An additional fact to note is that Romney’s share of the vote has steadily declined as the primaries have unfolded. He drew 41% in the six primaries held before Super Tuesday (March 6), 38% in the seven primaries that took place on Super Tuesday, and 30% in the two Deep South primaries in Alabama and Mississippi) held since then.

Romney’s 38% share of the overall primary vote could begin to inch upward should the sense of inevitability about his nomination finally gain traction, or should a rival or two quit the race.

It is also true that in historical terms winning less than a majority of the primary vote in the spring does not rule out winning the general election in the fall. Besides McCain, there have been four Democrats since 1976 who have captured their party’s nomination with less than 50% of the Democratic primary vote – Jimmy Carter in 1976 (39% in the primaries), Walter Mondale in 1984 (38%), Michael Dukakis in 1988 (43%), and Barack Obama in 2008 (47%).

Two of the four, Carter and Obama, went on to win the White House that November.
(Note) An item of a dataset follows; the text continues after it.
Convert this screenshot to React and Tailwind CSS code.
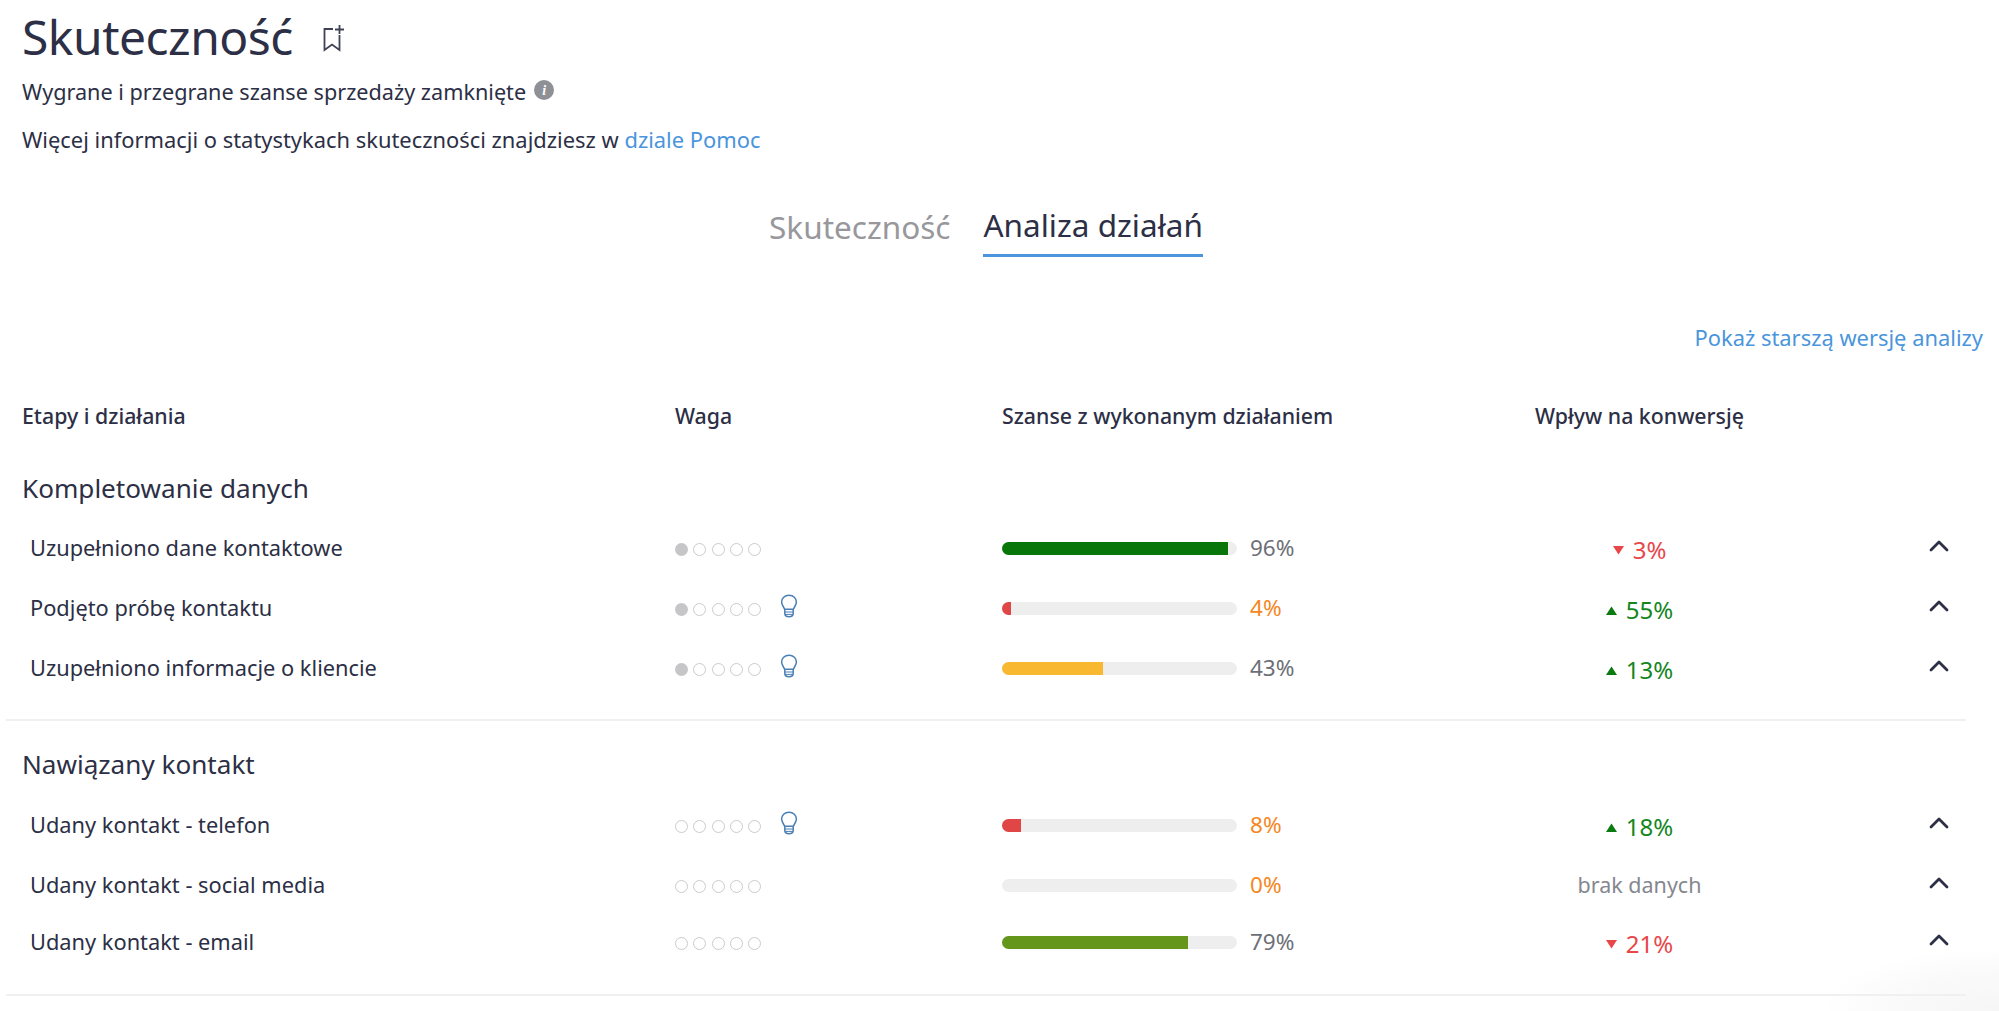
import React from "react";
import { ChevronUp } from "lucide-react";

const Dots = ({ filled }) => (
  <div className="flex items-center gap-[5.3px] mt-[2px]">
    {[0, 1, 2, 3, 4].map((i) => (
      <span
        key={i}
        className={
          i < filled
            ? "w-[13px] h-[13px] rounded-full bg-[#c6c6c9]"
            : "w-[13px] h-[13px] rounded-full border-[1.8px] border-[#cbcbce]"
        }
      />
    ))}
  </div>
);

const Bulb = () => (
  <svg width="18" height="24" viewBox="0 0 18 24" fill="none" stroke="#4a7fb5" strokeWidth="1.5" className="ml-[19px] -mt-[4px]">
    <path d="M9 1.2C4.6 1.2 1.6 4.3 1.6 8c0 3.2 2.2 4.6 3 7.3h8.8c.8-2.7 3-4.1 3-7.3 0-3.7-3-6.8-7.4-6.8Z" />
    <path d="M4.8 15.3v4.2c0 2 1.7 3.2 4.2 3.2s4.2-1.2 4.2-3.2v-4.2" />
    <path d="M5 18h8M5 20.4h8" strokeWidth="1" />
  </svg>
);

const Impact = ({ dir, value }) => {
  if (!dir) return <span className="text-[#85878f] text-[21.5px]">{value}</span>;
  const up = dir === "up";
  return (
    <span className={`flex items-center gap-[9px] text-[24px] mt-[3px] ${up ? "text-[#14861e]" : "text-[#e8474a]"}`}>
      <svg width="11" height="9" viewBox="0 0 11 9" className="mt-[2px]">
        <path d={up ? "M5.5 0.5 11 9H0Z" : "M0 0h11L5.5 8.5Z"} fill={up ? "#0b7a10" : "#e8474a"} />
      </svg>
      {value}
    </span>
  );
};

const Row = ({ name, filled, bulb, pct, color, pctColor, dir, value, h = "h-[60px]" }) => (
  <div className={`grid grid-cols-[645px_327px_533px_209px_1fr] items-center pl-[8px] ${h}`}>
    <div className="text-[21.8px] text-[#2c2f45]">{name}</div>
    <div className="flex items-center">
      <Dots filled={filled} />
      {bulb && <Bulb />}
    </div>
    <div className="flex items-center">
      <div className="w-[235px] h-[13px] rounded-full bg-[#eeeeee] overflow-hidden">
        {pct > 0 && <div className={`h-full ${color}`} style={{ width: `${pct}%` }} />}
      </div>
      <span className={`ml-[13px] text-[22.5px] ${pctColor}`}>{pct}%</span>
    </div>
    <div className="flex justify-center">
      <Impact dir={dir} value={value} />
    </div>
    <div className="pl-[179px] -mt-[4px] text-[#2c2f45]">
      <ChevronUp size={32} strokeWidth={2.1} />
    </div>
  </div>
);

const gray = "text-[#6d6f78]";
const orange = "text-[#f5871f]";

export default function App() {
  return (
    <div className="relative w-[1999px] h-[1011px] overflow-hidden bg-white font-['Noto_Sans',sans-serif] text-[#2c2f45]">
      <div className="absolute right-0 bottom-0 w-[170px] h-[60px] bg-[radial-gradient(ellipse_at_bottom_right,#f6f6f7_0%,#fafafa_45%,#ffffff_75%)]" />
      <div className="relative pl-[22px] pr-[16px]">
        <div className="flex items-center h-[74px]">
          <h1 className="text-[48px] leading-none tracking-[-0.5px]">Skuteczność</h1>
          <svg width="26" height="28" viewBox="0 0 26 28" fill="none" stroke="#3f4256" strokeWidth="1.8" className="ml-[28px] mt-[2px]">
            <path d="M12 5H3.5v21l7.5-5.5 7.5 5.5V11" />
            <path d="M18.5 1v9M14 5.5h9" />
          </svg>
        </div>
        <div className="flex items-center h-[36px] text-[21.65px]">
          <span>Wygrane i przegrane szanse sprzedaży zamknięte</span>
          <span className="ml-[8px] -mt-[4px] w-[20px] h-[20px] rounded-full bg-[#8f9096] text-white text-[14px] font-bold flex items-center justify-center font-['Liberation_Serif',serif] italic">i</span>
        </div>
        <div className="mt-[12px] h-[36px] flex items-center text-[21.9px]">
          <span>Więcej informacji o statystykach skuteczności znajdziesz w&nbsp;</span>
          <a className="text-[#4a95dc]">dziale Pomoc</a>
        </div>
        <div className="mt-[41px] flex justify-center gap-[33px] pr-[33px] text-[31.5px]">
          <div className="text-[#97979c] h-[58px] flex items-center pb-[3px]">Skuteczność</div>
          <div className="h-[58px] flex items-center pb-[3px] border-b-[3px] border-[#4a95dc]">Analiza działań</div>
        </div>
        <div className="mt-[63px] flex justify-end text-[21.9px] text-[#4a95dc] h-[36px] items-center">Pokaż starszą wersję analizy</div>
        <div className="mt-[42px] grid grid-cols-[653px_327px_533px_1fr] text-[21.3px] font-medium h-[36px] items-center">
          <div>Etapy i działania</div>
          <div>Waga</div>
          <div>Szanse z wykonanym działaniem</div>
          <div>Wpływ na konwersję</div>
        </div>
        <div className="mt-[37px] text-[26.1px] h-[36px] flex items-center">Kompletowanie danych</div>
        <div className="mt-[11px]">
          <Row name="Uzupełniono dane kontaktowe" filled={1} pct={96} color="bg-[#087608]" pctColor={gray} dir="down" value="3%" />
          <Row name="Podjęto próbę kontaktu" filled={1} bulb pct={4} color="bg-[#e04646]" pctColor={orange} dir="up" value="55%" />
          <Row name="Uzupełniono informacje o kliencie" filled={1} bulb pct={43} color="bg-[#f8b931]" pctColor={gray} dir="up" value="13%" />
        </div>
      </div>
      <div className="relative ml-[6px] w-[1960px] mt-[21px] border-t-2 border-[#f0f0f0]" />
      <div className="relative pl-[22px] pr-[16px]">
        <div className="mt-[26px] text-[26.1px] h-[36px] flex items-center">Nawiązany kontakt</div>
        <div className="mt-[12px]">
          <Row name="Udany kontakt - telefon" bulb filled={0} pct={8} color="bg-[#e04646]" pctColor={orange} dir="up" value="18%" />
          <Row name="Udany kontakt - social media" filled={0} pct={0} color="" pctColor={orange} value="brak danych" />
          <Row name="Udany kontakt - email" filled={0} pct={79} color="bg-[#63961a]" pctColor={gray} dir="down" value="21%" h="h-[54px]" />
        </div>
      </div>
      <div className="relative ml-[6px] w-[1960px] mt-[25px] border-t-2 border-[#f0f0f0]" />
    </div>
  );
}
They were aided by a pair of basic factors. In neither 1976 nor 2008 did the primaries prove divisive for the Democrats, and in each election the party had a strong wind at their back. In contrast, Mondale and Dukakis could never generate much enthusiasm for their candidacies and the nature of the year in which each ran left them with no conspicuous tailwind to offset the absence of passion.

Which direction, if any, the wind will be blowing in 2012 remains to be seen. Yet it behooves Romney to run as well as he possibly can in the remaining primaries, not just to amass the needed number of delegates, but to show those doubters both inside and outside the Republican Party that he is not as weak a candidate as the current primary vote totals indicate that he might be.